Due to the Absorber's sensitivity to the environment's refractive index, one of its potential applications is as a refractive index sensor. As shown in Fig. 9, by changing the refractive index of the medium with steps of 0.05, the wavelength changes by about 10 nm. According to the definition of sensitivity [35]\(, S=\frac{\Delta \lambda (Peak)}{\Delta n} \left[\frac{nm}{RIU}\right]\), the sensitivity of this sensor is 200 nm/RIU. The figure of merit (FOM) relation is also equal to \(FOM = \frac{S}{FWHM Bandwidth}\). Since the full width at half maximum (FWHM) bandwidth is equal to 27, the FOM value is 7.4. By increasing the refractive index and moving away from the ENZ wavelength, the absorption rate has decreased. In addition to various applications of absorbers at a telecommunication wavelength of 1550 nm, this structure can also be used in refractive index sensing applications such as detecting liquids, gases, etc.

Fig. 9

The relationship of the medium refractive index with the absorption spectrum

Given that the proposed structure is a perfect absorber, a comparison between its parameters and other works performed in this field is provided in Table 2. The comparison shows that this method provides a nearly perfect absorption, while it is polarization insensitive and also the absorption peak is dedicated to the widely used telecommunication wavelength of 1550 nm.

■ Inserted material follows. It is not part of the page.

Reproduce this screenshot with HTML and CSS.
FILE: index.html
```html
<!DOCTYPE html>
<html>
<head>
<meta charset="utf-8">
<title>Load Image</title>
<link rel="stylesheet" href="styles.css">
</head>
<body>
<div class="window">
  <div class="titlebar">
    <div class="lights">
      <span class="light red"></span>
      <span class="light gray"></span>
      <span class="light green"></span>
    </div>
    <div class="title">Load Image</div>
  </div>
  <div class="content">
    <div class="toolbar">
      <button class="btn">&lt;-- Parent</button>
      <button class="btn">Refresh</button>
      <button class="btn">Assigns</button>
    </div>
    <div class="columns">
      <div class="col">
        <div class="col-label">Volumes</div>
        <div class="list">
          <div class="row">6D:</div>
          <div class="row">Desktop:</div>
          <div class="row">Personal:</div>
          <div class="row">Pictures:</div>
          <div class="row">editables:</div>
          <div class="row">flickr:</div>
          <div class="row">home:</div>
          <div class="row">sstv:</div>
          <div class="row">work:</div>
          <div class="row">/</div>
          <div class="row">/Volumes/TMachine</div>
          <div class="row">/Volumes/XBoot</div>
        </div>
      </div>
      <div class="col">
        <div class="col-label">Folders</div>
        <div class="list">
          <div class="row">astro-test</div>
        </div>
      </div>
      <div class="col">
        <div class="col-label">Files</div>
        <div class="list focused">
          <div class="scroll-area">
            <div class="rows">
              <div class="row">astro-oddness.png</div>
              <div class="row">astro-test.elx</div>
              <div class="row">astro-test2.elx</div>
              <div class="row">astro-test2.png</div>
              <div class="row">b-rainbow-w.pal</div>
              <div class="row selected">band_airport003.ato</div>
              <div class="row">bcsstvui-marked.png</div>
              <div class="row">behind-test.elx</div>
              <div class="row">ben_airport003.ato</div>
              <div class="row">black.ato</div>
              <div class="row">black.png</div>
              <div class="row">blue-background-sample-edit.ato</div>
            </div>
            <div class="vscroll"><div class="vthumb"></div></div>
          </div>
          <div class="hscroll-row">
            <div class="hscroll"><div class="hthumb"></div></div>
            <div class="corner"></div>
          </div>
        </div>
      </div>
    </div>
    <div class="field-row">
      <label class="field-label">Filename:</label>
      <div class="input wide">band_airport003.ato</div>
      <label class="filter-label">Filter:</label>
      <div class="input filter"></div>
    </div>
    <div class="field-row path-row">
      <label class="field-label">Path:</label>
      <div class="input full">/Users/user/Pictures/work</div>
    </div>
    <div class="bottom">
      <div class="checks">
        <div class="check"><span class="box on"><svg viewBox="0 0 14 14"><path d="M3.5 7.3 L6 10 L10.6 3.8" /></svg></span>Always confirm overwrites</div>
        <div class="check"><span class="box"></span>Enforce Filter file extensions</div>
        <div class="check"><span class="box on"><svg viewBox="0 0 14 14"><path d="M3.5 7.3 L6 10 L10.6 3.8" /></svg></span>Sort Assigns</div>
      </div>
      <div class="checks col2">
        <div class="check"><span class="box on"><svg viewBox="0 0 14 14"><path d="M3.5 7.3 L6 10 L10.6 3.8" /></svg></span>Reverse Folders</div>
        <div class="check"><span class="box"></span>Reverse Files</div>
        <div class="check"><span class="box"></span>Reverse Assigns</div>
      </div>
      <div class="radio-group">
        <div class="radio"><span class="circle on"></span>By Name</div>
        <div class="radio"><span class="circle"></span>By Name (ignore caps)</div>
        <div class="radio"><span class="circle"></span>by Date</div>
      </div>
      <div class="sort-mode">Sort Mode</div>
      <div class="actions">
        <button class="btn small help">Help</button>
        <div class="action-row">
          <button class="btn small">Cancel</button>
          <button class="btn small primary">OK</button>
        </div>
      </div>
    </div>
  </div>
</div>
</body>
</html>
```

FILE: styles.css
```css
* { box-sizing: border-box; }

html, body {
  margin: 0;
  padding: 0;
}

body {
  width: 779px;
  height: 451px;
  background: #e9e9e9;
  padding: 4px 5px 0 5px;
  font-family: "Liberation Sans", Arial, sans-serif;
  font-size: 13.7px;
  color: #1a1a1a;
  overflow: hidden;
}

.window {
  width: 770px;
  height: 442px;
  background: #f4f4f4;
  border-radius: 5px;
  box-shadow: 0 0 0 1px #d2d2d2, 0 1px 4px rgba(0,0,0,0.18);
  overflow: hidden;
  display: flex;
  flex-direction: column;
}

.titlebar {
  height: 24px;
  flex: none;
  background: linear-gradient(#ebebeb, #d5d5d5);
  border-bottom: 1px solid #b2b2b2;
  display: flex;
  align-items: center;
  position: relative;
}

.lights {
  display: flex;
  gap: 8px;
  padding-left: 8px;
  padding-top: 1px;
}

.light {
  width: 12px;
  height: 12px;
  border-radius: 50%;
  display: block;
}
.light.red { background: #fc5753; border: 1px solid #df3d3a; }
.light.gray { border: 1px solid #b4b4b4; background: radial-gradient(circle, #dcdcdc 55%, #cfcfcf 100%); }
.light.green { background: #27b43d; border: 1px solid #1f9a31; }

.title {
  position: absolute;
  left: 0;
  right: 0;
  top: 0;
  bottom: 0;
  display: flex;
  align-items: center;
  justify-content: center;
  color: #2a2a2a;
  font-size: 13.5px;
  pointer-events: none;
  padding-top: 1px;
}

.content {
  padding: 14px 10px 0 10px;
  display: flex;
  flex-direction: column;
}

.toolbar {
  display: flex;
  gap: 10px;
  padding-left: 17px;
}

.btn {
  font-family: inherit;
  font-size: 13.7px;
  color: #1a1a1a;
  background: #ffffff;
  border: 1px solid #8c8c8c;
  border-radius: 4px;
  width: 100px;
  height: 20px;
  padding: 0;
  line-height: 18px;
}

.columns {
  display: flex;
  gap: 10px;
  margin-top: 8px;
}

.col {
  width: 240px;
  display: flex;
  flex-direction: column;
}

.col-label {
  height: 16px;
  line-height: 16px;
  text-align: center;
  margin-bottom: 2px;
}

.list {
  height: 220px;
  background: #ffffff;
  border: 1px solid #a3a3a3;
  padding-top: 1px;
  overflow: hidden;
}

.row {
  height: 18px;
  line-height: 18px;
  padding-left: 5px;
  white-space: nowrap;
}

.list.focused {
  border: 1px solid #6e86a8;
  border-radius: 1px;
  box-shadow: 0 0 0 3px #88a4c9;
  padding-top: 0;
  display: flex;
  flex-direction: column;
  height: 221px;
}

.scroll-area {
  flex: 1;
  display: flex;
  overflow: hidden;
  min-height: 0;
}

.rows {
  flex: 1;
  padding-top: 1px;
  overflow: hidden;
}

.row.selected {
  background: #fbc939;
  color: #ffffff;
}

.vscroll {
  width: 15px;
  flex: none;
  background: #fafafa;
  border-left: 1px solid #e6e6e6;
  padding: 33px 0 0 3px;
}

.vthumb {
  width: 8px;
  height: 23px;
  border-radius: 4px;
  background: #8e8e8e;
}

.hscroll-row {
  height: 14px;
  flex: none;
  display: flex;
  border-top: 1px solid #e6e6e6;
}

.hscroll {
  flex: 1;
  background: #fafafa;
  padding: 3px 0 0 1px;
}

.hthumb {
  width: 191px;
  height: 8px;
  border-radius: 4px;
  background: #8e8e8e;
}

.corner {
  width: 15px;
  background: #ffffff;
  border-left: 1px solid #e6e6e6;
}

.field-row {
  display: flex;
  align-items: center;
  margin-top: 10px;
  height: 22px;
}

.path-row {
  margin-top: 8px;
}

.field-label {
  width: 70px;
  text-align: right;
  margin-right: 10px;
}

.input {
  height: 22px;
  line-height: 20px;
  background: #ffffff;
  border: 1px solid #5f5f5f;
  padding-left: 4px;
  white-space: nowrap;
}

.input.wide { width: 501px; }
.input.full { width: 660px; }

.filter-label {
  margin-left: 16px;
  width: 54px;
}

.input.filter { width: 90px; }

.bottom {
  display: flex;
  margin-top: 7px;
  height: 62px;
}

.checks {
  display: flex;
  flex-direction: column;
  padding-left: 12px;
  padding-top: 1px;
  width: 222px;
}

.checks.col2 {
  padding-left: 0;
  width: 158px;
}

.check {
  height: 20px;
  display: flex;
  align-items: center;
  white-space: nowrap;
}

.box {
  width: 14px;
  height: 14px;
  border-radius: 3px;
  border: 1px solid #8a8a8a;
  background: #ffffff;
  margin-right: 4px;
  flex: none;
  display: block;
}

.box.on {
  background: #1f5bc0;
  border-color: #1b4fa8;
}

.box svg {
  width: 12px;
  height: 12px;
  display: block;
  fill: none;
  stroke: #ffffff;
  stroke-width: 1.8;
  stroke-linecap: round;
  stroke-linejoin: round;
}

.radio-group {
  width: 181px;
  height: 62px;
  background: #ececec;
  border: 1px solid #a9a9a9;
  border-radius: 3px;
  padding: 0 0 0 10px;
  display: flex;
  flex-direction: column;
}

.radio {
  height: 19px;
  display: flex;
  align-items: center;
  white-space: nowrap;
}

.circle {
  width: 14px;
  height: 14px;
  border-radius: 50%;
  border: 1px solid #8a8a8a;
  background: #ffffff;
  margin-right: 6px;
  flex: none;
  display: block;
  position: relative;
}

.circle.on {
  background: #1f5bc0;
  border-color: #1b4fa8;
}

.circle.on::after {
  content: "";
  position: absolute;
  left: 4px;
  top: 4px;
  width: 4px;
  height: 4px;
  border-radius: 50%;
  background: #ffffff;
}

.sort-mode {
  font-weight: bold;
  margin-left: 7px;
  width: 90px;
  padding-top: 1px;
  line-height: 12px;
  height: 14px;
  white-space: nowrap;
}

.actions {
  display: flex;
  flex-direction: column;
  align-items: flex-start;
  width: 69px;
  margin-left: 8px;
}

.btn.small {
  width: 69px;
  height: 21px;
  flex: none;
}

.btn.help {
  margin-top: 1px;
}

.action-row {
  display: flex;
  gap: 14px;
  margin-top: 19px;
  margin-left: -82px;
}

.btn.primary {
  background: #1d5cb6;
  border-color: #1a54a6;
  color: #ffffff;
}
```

Table 2 Comparison between the obtained results and the results recently reported in the literature

4 Conclusion

A perfect absorber based on the ENZ metamaterial structure was presented. Placing the nano-ring cavity arrays at the top of the multilayer structure led to excitation of the SPPs and the cavity mode. Consequently, a resonance peak with nearly perfect absorption of 99.92% for 1550 nm at normal incidence was obtained. The proposed structure can detect changes in the refractive index of the environment and can be used as a refractive index sensor. The sensitivity is 200 \(nm/RIU\) and FOM is 7.4. More importantly, it should be mentioned that since the absorber works at a wavelength of 1550 nm, it can be used in other applications such as switching, filters, detectors, etc.